• **Problem**
From the records below, copy every line that contains the word "components".

• **Exercise material**
===============
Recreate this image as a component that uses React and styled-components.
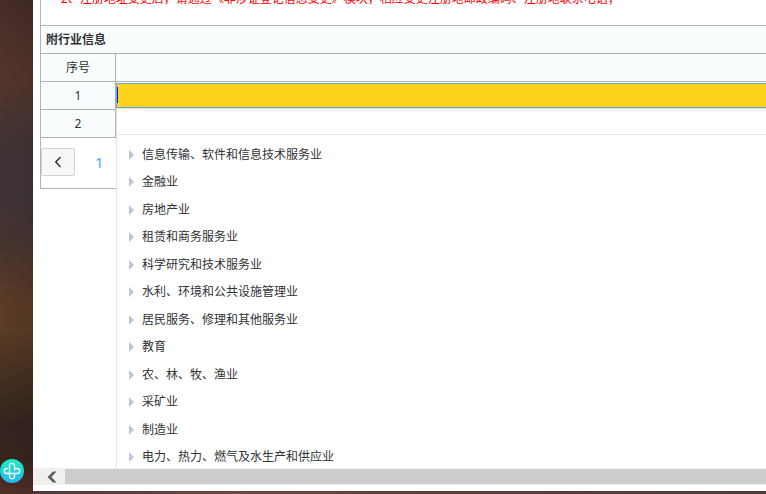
import styled, { createGlobalStyle } from 'styled-components';

const fonts = `"Noto Sans", "Noto Sans CJK SC", sans-serif`;

const colors = {
    line: '#b0b3b3',
    lightLine: '#e4e5e7',
    head: '#f8fcfd',
    text: '#303133',
    primary: '#4dabf5',
    field: '#ffd21e',
    fieldBorder: '#6aa9d8',
};

const GlobalStyle = createGlobalStyle`
    * {
        box-sizing: border-box;
    }
    body {
        margin: 0;
        font-family: ${fonts};
        font-size: 12px;
        color: ${colors.text};
    }
    button, input {
        font: inherit;
        color: inherit;
    }
`;

const Desktop = styled.div`
    display: flex;
    height: 100vh;
    overflow: hidden;
    background: linear-gradient(90deg, #4a3635, #6b473f 30%, #5c4038 60%, #513a36);
`;

const Wallpaper = styled.aside`
    width: 33px;
    flex: none;
    display: flex;
    flex-direction: column;
    justify-content: flex-end;
    padding-bottom: 11px;
    background:
        linear-gradient(270deg, rgba(0, 0, 0, 0.08), rgba(0, 0, 0, 0)),
        linear-gradient(
            180deg,
            #452c28 0%,
            #54352c 16%,
            #413334 29%,
            #3f3337 40%,
            #47332f 49%,
            #5b3b27 61%,
            #5a3c27 67%,
            #46301f 76%,
            #33241f 86%,
            #3a241f 93%,
            #52302a 100%
        );
`;

const AssistantButton = styled.button`
    width: 24px;
    height: 24px;
    padding: 0;
    border: none;
    background: none;

    svg {
        display: block;
    }
`;

const Window = styled.main`
    flex: 1;
    min-width: 0;
    display: flex;
    flex-direction: column;
    margin-bottom: 3px;
    padding-bottom: 6px;
    background: #ffffff;
`;

const Content = styled.div`
    flex: 1;
    min-height: 0;
    padding-left: 7px;
    overflow: hidden;
`;

const Form = styled.section`
    border-left: 1px solid ${colors.line};
    border-bottom: 1px solid ${colors.line};
`;

const Note = styled.div`
    height: 26px;
    display: flex;
    align-items: flex-start;
    padding-left: 20px;
    border-bottom: 1px solid ${colors.line};
    overflow: hidden;
`;

const NoteText = styled.p`
    margin: -10px 0 0;
    line-height: 18px;
    white-space: nowrap;
    color: #ff0000;
`;

const Table = styled.table`
    width: 100%;
    table-layout: fixed;
    border-collapse: separate;
    border-spacing: 0;

    col:first-child {
        width: 75px;
    }
`;

const HeadCell = styled.th`
    height: 28px;
    padding: 0 5px;
    border-bottom: 1px solid ${colors.line};
    border-right: ${(props) => (props.$divider ? `1px solid ${colors.line}` : 'none')};
    background: ${colors.head};
    text-align: ${(props) => (props.$title ? 'left' : 'center')};
    font-weight: ${(props) => (props.$title ? 700 : 400)};
    line-height: 18px;
`;

const FieldCell = styled.td`
    position: relative;
    height: 28px;
    padding: 1px 0 0;
    vertical-align: top;
`;

const Field = styled.input`
    display: block;
    width: 100%;
    height: 25px;
    padding: 0 4px;
    border: 1px solid ${colors.fieldBorder};
    border-right: none;
    outline: none;
    background: ${colors.field};
    caret-color: transparent;
`;

const Caret = styled.span`
    position: absolute;
    left: 1px;
    top: 5px;
    width: 1px;
    height: 16px;
    background: #002de1;
`;

const Popup = styled.div`
    position: absolute;
    z-index: 1;
    top: 26px;
    left: 0;
    right: 0;
    height: 100vh;
    border-top: 1px solid #dfe1e4;
    border-left: 1px solid ${colors.lightLine};
    background: #ffffff;
`;

const Search = styled.input`
    display: block;
    width: 100%;
    height: 26px;
    padding: 0 8px;
    border: none;
    border-bottom: 1px solid ${colors.lightLine};
    outline: none;
    background: #ffffff;
`;

const Tree = styled.ul`
    margin: 0;
    padding: 6px 0 0 12px;
    list-style: none;
`;

const TreeItem = styled.li`
    display: flex;
    align-items: center;
    height: 27px;
    line-height: 18px;
    white-space: nowrap;

    &:nth-child(even) {
        height: 28px;
    }
`;

const TreeArrow = styled.span`
    flex: none;
    margin-right: 8px;
    border-left: 5px solid #c0c4cc;
    border-top: 5px solid transparent;
    border-bottom: 5px solid transparent;
`;

const Pager = styled.nav`
    display: flex;
    align-items: center;
    height: 50px;
    padding-bottom: 2px;
`;

const PrevButton = styled.button`
    width: 34px;
    height: 28px;
    display: flex;
    align-items: center;
    justify-content: center;
    padding: 0;
    border: 1px solid #d2d2d2;
    border-radius: 2px;
    background: #f7f7f7;
`;

const PageLink = styled.a`
    margin-left: 20px;
    font-size: 15px;
    color: ${colors.primary};
    text-decoration: none;
`;

const ScrollBar = styled.div`
    display: flex;
    flex: none;
    height: 17px;
    padding: 1px 0;
    background: #f0f0f0;
`;

const ScrollButton = styled.button`
    width: 32px;
    display: flex;
    align-items: center;
    justify-content: flex-end;
    padding: 0 8px 0 0;
    border: none;
    background: none;
`;

const ScrollThumb = styled.div`
    flex: 1;
    background: #cdcdcd;
`;

const industries = [
    '信息传输、软件和信息技术服务业',
    '金融业',
    '房地产业',
    '租赁和商务服务业',
    '科学研究和技术服务业',
    '水利、环境和公共设施管理业',
    '居民服务、修理和其他服务业',
    '教育',
    '农、林、牧、渔业',
    '采矿业',
    '制造业',
    '电力、热力、燃气及水生产和供应业',
];

function AssistantIcon() {
    return (
        <svg width="24" height="24" viewBox="0 0 24 24" fill="none">
            <defs>
                <linearGradient id="assistant" x1="0" y1="0" x2="0" y2="1">
                    <stop offset="0" stopColor="#1df0c4" />
                    <stop offset="1" stopColor="#22b8e8" />
                </linearGradient>
            </defs>
            <circle cx="12" cy="12" r="12" fill="url(#assistant)" />
            <path
                d="M14.5 11.5V6.8a2.5 2.5 0 0 0-5 0v10.4a2.5 2.5 0 0 0 5 0v-1.4M12 14.5H6.8a2.5 2.5 0 0 1 0-5H7.5M14.5 9.5h2.7a2.5 2.5 0 0 1 0 5H12"
                stroke="#ffffff"
                strokeWidth="1.3"
                strokeLinecap="round"
            />
        </svg>
    );
}

function IndustryPopup() {
    return (
        <Popup>
            <Search type="text" aria-label="搜索" />
            <Tree>
                {industries.map((name) => (
                    <TreeItem key={name}>
                        <TreeArrow />
                        {name}
                    </TreeItem>
                ))}
            </Tree>
        </Popup>
    );
}

function App() {
    return (
        <Desktop>
            <GlobalStyle />
            <Wallpaper>
                <AssistantButton type="button" aria-label="助手">
                    <AssistantIcon />
                </AssistantButton>
            </Wallpaper>
            <Window>
                <Content>
                    <Form>
                        <Note>
                            <NoteText>
                                2、注册地址变更后，请通过《非涉证登记信息变更》模块，相应变更注册地邮政编码、注册地联系电话；
                            </NoteText>
                        </Note>
                        <Table>
                            <colgroup>
                                <col />
                                <col />
                            </colgroup>
                            <thead>
                                <tr>
                                    <HeadCell colSpan={2} $title>附行业信息</HeadCell>
                                </tr>
                                <tr>
                                    <HeadCell $divider>序号</HeadCell>
                                    <HeadCell />
                                </tr>
                            </thead>
                            <tbody>
                                <tr>
                                    <HeadCell as="td" $divider>1</HeadCell>
                                    <FieldCell>
                                        <Field type="text" aria-label="行业" />
                                        <Caret />
                                        <IndustryPopup />
                                    </FieldCell>
                                </tr>
                                <tr>
                                    <HeadCell as="td" $divider>2</HeadCell>
                                    <FieldCell />
                                </tr>
                            </tbody>
                        </Table>
                        <Pager>
                            <PrevButton type="button" aria-label="上一页">
                                <svg width="8" height="12" viewBox="0 0 8 12" fill="none">
                                    <path d="M6.5 1L1.800 6l4.700 5" stroke="#333333" strokeWidth="1.5" />
                                </svg>
                            </PrevButton>
                            <PageLink href="#1">1</PageLink>
                        </Pager>
                    </Form>
                </Content>
                <ScrollBar>
                    <ScrollButton type="button" aria-label="向左滚动">
                        <svg width="10" height="12" viewBox="0 0 10 12">
                            <path d="M6 0.5H9.5L4.500 6l5 5.500H6L0.500 6z" fill="#606060" />
                        </svg>
                    </ScrollButton>
                    <ScrollThumb />
                </ScrollBar>
            </Window>
        </Desktop>
    );
}

export default App;
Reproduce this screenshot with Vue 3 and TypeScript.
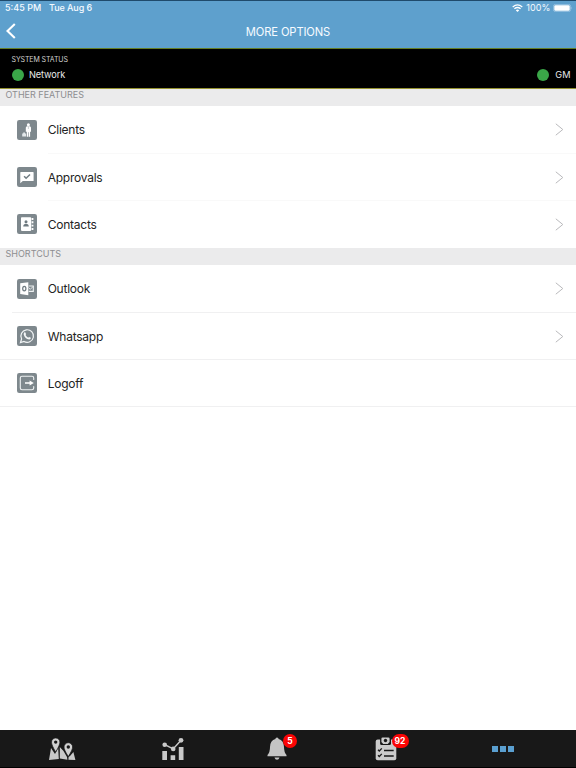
===============
• **Task solution**
Recreate this image as a component that uses React and styled-components.
import styled, { createGlobalStyle } from 'styled-components';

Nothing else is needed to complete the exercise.